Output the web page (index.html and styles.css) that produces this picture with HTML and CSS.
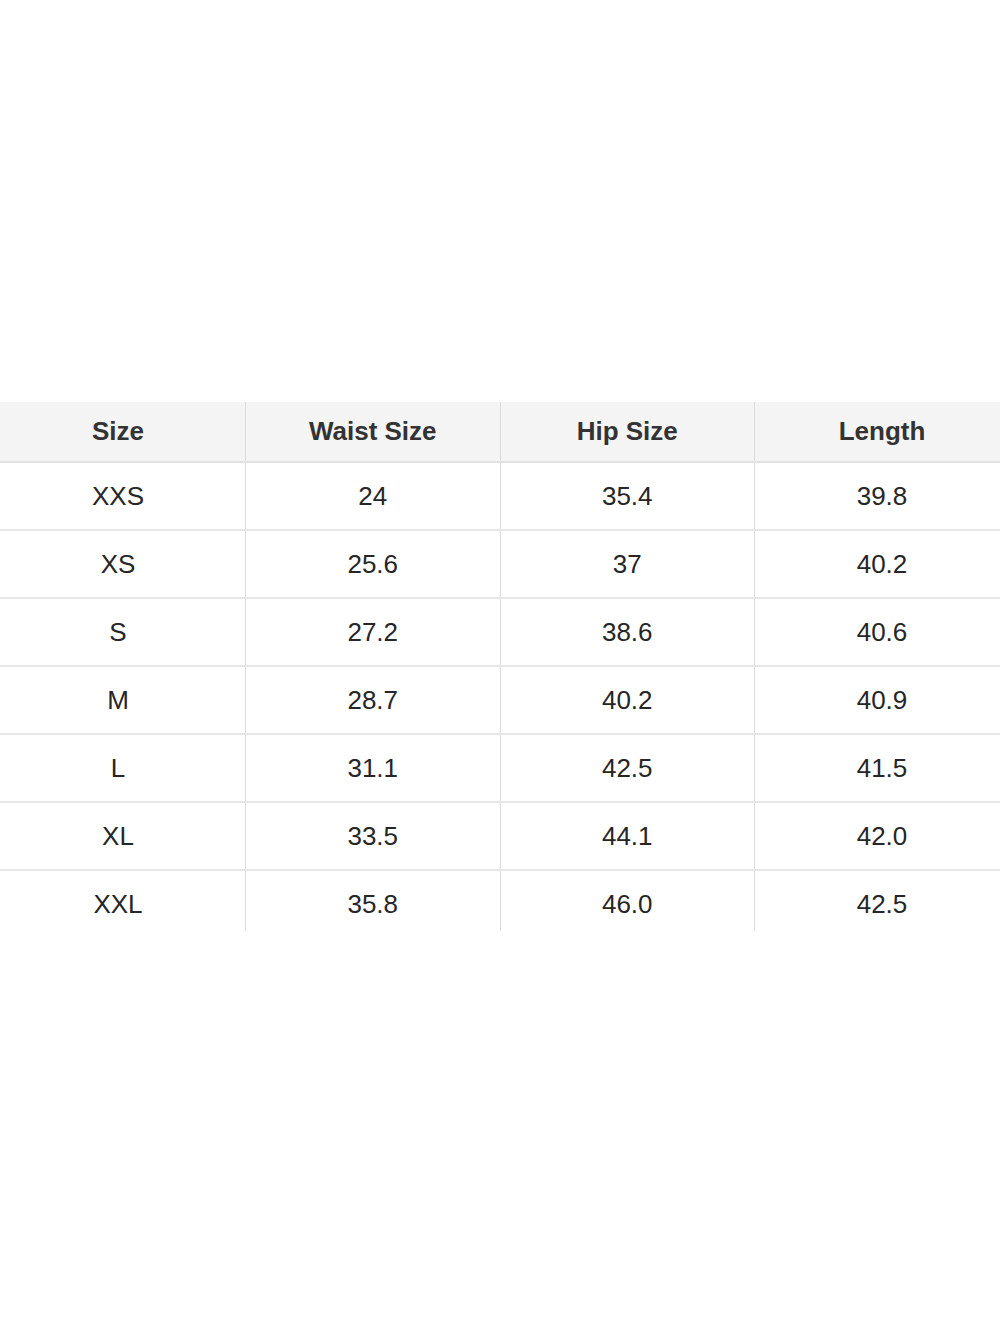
FILE: index.html
```html
<!DOCTYPE html>
<html>
<head>
<meta charset="utf-8">
<link rel="stylesheet" href="styles.css">
</head>
<body>
<div class="page">
  <table class="chart">
    <thead>
      <tr><th>Size</th><th>Waist Size</th><th>Hip Size</th><th>Length</th></tr>
    </thead>
    <tbody>
      <tr><td>XXS</td><td>24</td><td>35.4</td><td>39.8</td></tr>
      <tr><td>XS</td><td>25.6</td><td>37</td><td>40.2</td></tr>
      <tr><td>S</td><td>27.2</td><td>38.6</td><td>40.6</td></tr>
      <tr><td>M</td><td>28.7</td><td>40.2</td><td>40.9</td></tr>
      <tr><td>L</td><td>31.1</td><td>42.5</td><td>41.5</td></tr>
      <tr><td>XL</td><td>33.5</td><td>44.1</td><td>42.0</td></tr>
      <tr><td>XXL</td><td>35.8</td><td>46.0</td><td>42.5</td></tr>
    </tbody>
  </table>
</div>
</body>
</html>
```
FILE: styles.css
```css
html, body {
  margin: 0;
  padding: 0;
  background: #ffffff;
  overflow: hidden;
}
.page {
  width: 1000px;
  height: 1333px;
  padding-top: 402px;
  box-sizing: border-box;
  overflow: hidden;
}
.chart {
  margin-left: -9px;
  width: 1018px;
  border-collapse: collapse;
  table-layout: fixed;
  font-family: "Liberation Sans", Arial, sans-serif;
  font-size: 26px;
  color: #262626;
}
.chart th, .chart td {
  text-align: center;
  padding: 0;
  border-left: 1px solid #dcdcdc;
}
.chart th:first-child, .chart td:first-child {
  border-left: none;
}
.chart th {
  height: 59px;
  background: #f4f4f4;
  font-weight: bold;
  color: #333333;
  border-bottom: 2px solid #e2e2e2;
}
.chart td {
  height: 66px;
  border-bottom: 2px solid #e6e6e6;
}
.chart tbody tr:last-child td {
  border-bottom: none;
  height: 53px;
  padding-top: 7px;
}
```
================================
- [Written problem]
Except for the pictures, copy the material above exactly.

- [Task solution]
Output the web page (index.html and styles.css) that produces this picture with HTML and CSS.
FILE: index.html
```html
<!DOCTYPE html>
<html>
<head>
<meta charset="utf-8">
<link rel="stylesheet" href="styles.css">
</head>
<body>
<div class="page">
  <table class="chart">
    <thead>
      <tr><th>Size</th><th>Waist Size</th><th>Hip Size</th><th>Length</th></tr>
    </thead>
    <tbody>
      <tr><td>XXS</td><td>24</td><td>35.4</td><td>39.8</td></tr>
      <tr><td>XS</td><td>25.6</td><td>37</td><td>40.2</td></tr>
      <tr><td>S</td><td>27.2</td><td>38.6</td><td>40.6</td></tr>
      <tr><td>M</td><td>28.7</td><td>40.2</td><td>40.9</td></tr>
      <tr><td>L</td><td>31.1</td><td>42.5</td><td>41.5</td></tr>
      <tr><td>XL</td><td>33.5</td><td>44.1</td><td>42.0</td></tr>
      <tr><td>XXL</td><td>35.8</td><td>46.0</td><td>42.5</td></tr>
    </tbody>
  </table>
</div>
</body>
</html>
```
FILE: styles.css
```css
html, body {
  margin: 0;
  padding: 0;
  background: #ffffff;
  overflow: hidden;
}
.page {
  width: 1000px;
  height: 1333px;
  padding-top: 402px;
  box-sizing: border-box;
  overflow: hidden;
}
.chart {
  margin-left: -9px;
  width: 1018px;
  border-collapse: collapse;
  table-layout: fixed;
  font-family: "Liberation Sans", Arial, sans-serif;
  font-size: 26px;
  color: #262626;
}
.chart th, .chart td {
  text-align: center;
  padding: 0;
  border-left: 1px solid #dcdcdc;
}
.chart th:first-child, .chart td:first-child {
  border-left: none;
}
.chart th {
  height: 59px;
  background: #f4f4f4;
  font-weight: bold;
  color: #333333;
  border-bottom: 2px solid #e2e2e2;
}
.chart td {
  height: 66px;
  border-bottom: 2px solid #e6e6e6;
}
.chart tbody tr:last-child td {
  border-bottom: none;
  height: 53px;
  padding-top: 7px;
}
```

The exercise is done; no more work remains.